:: Exercise brief ::
Gather the lines that hold the string "screenshot".

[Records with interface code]
----

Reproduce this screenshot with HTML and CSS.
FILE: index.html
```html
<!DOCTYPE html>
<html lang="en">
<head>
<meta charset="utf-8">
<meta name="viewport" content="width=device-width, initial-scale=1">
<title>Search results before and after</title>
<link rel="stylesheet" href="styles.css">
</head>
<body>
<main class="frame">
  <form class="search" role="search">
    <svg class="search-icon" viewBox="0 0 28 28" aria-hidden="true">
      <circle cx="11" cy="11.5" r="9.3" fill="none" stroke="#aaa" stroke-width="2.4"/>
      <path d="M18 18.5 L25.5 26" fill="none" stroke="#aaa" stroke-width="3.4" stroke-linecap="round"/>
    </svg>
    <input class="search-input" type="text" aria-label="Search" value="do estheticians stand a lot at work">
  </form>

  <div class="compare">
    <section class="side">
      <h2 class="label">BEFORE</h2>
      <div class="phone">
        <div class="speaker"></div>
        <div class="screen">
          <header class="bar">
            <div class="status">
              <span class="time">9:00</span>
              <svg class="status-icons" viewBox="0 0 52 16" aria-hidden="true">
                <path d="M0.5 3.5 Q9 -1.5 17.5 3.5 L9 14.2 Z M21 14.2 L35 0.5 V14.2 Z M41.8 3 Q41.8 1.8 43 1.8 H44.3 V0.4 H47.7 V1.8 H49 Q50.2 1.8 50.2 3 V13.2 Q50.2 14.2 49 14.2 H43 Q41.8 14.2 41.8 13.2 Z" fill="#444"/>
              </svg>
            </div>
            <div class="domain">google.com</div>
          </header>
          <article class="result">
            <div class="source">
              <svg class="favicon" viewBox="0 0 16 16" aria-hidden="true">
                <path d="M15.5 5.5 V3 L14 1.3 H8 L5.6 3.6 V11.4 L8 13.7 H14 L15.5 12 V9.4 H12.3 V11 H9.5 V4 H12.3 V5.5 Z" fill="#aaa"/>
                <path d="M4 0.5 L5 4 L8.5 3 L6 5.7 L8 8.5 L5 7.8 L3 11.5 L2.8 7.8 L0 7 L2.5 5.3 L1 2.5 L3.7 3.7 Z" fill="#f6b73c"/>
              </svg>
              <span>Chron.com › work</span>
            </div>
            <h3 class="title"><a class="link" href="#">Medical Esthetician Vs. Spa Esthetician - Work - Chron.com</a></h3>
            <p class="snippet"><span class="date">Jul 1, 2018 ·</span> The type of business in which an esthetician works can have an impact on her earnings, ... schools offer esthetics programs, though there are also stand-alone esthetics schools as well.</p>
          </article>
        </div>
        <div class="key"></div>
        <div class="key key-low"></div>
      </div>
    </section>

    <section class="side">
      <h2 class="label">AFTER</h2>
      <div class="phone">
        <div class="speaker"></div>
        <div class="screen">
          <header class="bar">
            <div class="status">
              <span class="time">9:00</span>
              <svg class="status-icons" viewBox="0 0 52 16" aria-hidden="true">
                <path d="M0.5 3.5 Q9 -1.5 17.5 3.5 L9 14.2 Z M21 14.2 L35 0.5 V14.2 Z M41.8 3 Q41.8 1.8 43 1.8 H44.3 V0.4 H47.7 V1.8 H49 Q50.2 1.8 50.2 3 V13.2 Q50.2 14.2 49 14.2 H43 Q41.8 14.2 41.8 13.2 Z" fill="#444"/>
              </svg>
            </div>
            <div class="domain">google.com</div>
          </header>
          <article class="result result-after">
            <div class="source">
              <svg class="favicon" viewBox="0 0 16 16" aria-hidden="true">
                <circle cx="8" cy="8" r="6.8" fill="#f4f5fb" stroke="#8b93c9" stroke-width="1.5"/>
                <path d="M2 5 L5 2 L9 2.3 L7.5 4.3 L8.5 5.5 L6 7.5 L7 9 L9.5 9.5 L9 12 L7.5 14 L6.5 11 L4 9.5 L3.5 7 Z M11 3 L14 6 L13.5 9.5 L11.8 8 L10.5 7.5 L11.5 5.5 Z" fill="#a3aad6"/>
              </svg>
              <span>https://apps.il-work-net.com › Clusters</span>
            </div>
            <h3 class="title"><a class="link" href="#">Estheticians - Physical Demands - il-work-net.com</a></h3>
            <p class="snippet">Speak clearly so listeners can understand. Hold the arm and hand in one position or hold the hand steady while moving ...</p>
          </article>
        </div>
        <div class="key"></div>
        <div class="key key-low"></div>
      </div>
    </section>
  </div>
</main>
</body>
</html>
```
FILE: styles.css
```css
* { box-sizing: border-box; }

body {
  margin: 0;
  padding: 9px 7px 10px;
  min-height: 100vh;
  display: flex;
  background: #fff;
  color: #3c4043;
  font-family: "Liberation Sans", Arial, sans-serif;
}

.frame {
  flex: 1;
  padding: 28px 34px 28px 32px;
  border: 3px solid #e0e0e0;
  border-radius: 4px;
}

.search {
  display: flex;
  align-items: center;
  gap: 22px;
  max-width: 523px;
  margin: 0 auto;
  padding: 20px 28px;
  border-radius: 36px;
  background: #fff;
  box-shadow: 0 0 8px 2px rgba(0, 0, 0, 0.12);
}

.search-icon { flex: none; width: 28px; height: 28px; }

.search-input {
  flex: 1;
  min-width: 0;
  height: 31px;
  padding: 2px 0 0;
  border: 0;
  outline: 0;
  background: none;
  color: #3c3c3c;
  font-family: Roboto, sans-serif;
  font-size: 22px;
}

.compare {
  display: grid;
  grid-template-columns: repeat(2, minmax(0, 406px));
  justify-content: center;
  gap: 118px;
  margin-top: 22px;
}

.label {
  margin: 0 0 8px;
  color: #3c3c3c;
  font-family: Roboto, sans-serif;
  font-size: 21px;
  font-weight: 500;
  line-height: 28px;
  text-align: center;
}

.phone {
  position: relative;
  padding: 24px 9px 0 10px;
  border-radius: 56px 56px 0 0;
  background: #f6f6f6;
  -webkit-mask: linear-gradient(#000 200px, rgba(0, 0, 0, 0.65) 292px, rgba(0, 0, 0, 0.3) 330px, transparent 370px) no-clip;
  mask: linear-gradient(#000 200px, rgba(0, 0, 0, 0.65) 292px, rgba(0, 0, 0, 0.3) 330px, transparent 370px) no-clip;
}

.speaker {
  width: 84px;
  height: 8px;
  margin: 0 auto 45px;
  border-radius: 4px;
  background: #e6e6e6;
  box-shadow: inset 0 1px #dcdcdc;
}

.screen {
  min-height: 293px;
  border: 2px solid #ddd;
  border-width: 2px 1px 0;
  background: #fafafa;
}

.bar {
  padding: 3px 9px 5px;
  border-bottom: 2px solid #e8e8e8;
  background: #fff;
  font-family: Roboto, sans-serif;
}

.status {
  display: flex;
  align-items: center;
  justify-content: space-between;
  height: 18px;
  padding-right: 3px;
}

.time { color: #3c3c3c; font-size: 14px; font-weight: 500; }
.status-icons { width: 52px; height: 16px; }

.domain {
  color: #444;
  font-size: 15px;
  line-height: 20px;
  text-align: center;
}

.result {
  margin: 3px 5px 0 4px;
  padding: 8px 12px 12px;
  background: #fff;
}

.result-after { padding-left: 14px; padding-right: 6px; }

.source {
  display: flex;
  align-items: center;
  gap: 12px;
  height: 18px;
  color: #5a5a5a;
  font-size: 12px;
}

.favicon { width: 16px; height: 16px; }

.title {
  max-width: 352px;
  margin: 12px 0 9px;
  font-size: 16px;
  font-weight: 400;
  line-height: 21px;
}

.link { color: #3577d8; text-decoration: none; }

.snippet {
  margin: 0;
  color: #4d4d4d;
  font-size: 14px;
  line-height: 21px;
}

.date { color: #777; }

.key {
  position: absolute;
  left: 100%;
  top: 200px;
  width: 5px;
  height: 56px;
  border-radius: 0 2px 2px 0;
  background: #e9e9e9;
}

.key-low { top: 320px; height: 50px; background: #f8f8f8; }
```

----

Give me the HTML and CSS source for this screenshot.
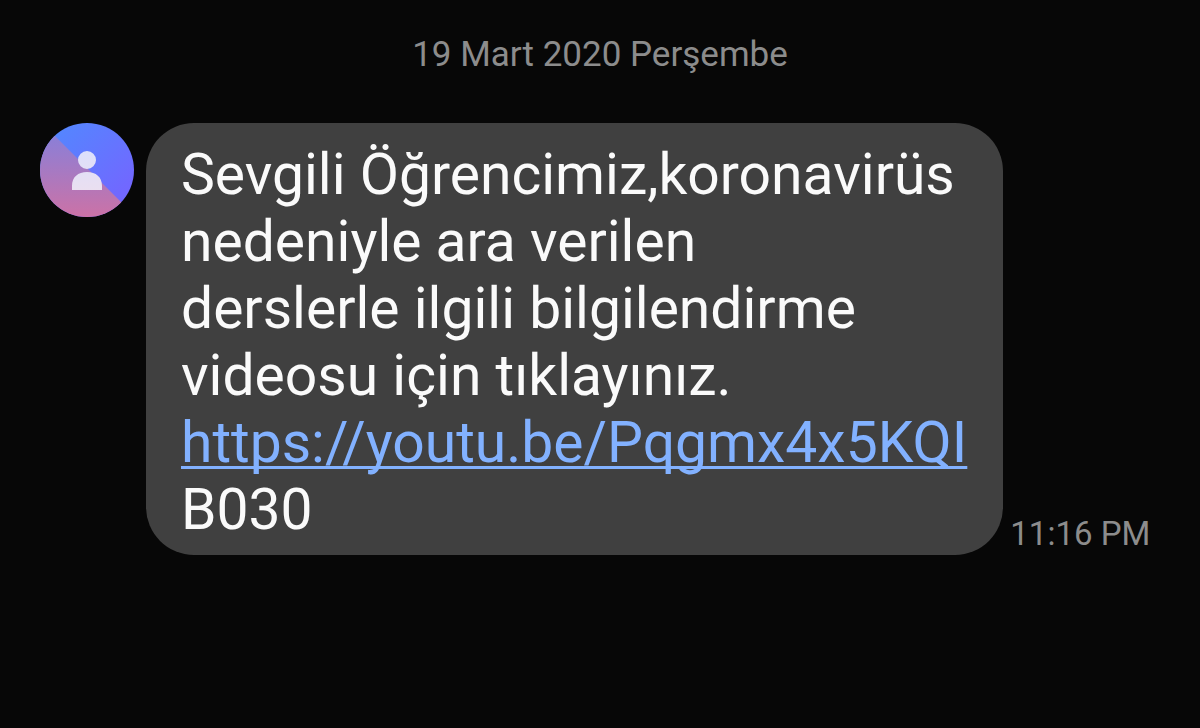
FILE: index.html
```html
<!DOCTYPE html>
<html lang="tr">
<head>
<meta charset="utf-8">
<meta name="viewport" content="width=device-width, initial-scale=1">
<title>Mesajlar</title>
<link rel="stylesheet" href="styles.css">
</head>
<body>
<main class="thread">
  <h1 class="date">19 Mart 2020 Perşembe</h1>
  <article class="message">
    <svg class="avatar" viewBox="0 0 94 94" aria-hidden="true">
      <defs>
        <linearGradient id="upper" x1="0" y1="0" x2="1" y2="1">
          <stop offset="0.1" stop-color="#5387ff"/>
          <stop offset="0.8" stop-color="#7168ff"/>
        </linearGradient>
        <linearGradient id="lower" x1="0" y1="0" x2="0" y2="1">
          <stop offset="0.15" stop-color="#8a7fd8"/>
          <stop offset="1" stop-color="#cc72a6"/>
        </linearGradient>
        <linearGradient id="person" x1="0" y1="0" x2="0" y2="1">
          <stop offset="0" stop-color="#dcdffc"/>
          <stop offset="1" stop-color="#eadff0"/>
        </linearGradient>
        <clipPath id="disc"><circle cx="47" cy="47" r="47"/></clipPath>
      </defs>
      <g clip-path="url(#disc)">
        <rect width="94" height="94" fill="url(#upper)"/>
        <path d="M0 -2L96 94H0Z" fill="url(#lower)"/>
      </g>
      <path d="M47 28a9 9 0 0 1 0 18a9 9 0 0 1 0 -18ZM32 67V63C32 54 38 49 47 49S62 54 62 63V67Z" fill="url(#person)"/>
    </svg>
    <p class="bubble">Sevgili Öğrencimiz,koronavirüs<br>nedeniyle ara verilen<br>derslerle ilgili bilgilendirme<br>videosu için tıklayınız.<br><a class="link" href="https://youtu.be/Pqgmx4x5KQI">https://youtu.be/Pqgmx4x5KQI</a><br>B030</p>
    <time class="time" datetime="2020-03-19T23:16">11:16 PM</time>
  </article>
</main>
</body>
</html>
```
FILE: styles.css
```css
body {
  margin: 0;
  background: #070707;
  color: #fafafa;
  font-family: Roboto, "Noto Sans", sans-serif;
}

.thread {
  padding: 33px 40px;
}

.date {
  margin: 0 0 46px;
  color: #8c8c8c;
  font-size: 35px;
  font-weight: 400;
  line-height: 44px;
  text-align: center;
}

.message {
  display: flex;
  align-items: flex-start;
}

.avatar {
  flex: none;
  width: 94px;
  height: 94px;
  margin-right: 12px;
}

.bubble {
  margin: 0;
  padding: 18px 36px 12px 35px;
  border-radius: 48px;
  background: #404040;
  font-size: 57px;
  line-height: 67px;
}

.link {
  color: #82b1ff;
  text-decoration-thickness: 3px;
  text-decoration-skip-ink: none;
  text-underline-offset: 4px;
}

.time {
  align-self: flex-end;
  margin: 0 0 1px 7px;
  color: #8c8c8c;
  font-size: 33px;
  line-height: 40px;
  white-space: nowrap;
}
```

----

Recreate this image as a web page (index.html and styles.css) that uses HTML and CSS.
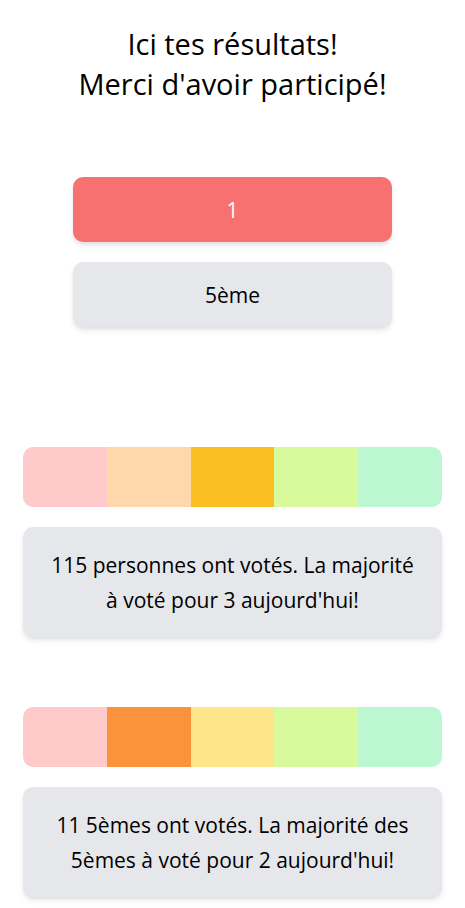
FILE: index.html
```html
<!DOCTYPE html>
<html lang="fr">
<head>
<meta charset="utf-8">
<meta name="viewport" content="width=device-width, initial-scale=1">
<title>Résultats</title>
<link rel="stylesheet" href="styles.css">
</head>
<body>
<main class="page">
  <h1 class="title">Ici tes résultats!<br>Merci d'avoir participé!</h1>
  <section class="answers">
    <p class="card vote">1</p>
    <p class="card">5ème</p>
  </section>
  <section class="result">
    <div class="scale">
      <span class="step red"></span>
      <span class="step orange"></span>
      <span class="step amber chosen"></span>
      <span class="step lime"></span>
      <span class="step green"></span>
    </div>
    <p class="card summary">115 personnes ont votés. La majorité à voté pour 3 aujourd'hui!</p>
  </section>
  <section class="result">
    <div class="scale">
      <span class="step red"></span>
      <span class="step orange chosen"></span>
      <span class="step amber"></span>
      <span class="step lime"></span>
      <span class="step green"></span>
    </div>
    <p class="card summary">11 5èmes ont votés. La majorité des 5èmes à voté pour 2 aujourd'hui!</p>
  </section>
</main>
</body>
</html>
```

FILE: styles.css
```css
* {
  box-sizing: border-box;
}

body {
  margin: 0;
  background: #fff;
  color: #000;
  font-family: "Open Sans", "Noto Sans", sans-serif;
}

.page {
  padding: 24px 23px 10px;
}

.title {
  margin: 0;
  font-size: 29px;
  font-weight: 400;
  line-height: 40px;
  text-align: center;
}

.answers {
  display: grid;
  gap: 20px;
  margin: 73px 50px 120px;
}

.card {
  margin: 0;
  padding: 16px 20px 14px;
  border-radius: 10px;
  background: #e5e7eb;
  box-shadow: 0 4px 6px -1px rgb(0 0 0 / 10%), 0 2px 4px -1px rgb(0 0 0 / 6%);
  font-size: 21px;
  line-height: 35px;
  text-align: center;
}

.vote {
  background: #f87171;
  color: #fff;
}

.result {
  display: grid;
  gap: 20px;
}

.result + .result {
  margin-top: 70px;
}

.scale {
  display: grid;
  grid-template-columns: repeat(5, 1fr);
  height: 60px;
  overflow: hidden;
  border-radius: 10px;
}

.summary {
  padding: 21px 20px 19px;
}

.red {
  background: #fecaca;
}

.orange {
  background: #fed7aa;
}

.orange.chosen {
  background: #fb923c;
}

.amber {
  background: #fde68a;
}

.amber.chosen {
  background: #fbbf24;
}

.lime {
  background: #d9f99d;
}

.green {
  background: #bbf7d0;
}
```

----

:: Task result ::
Reproduce this screenshot with HTML and CSS.
Give me the HTML and CSS source for this screenshot.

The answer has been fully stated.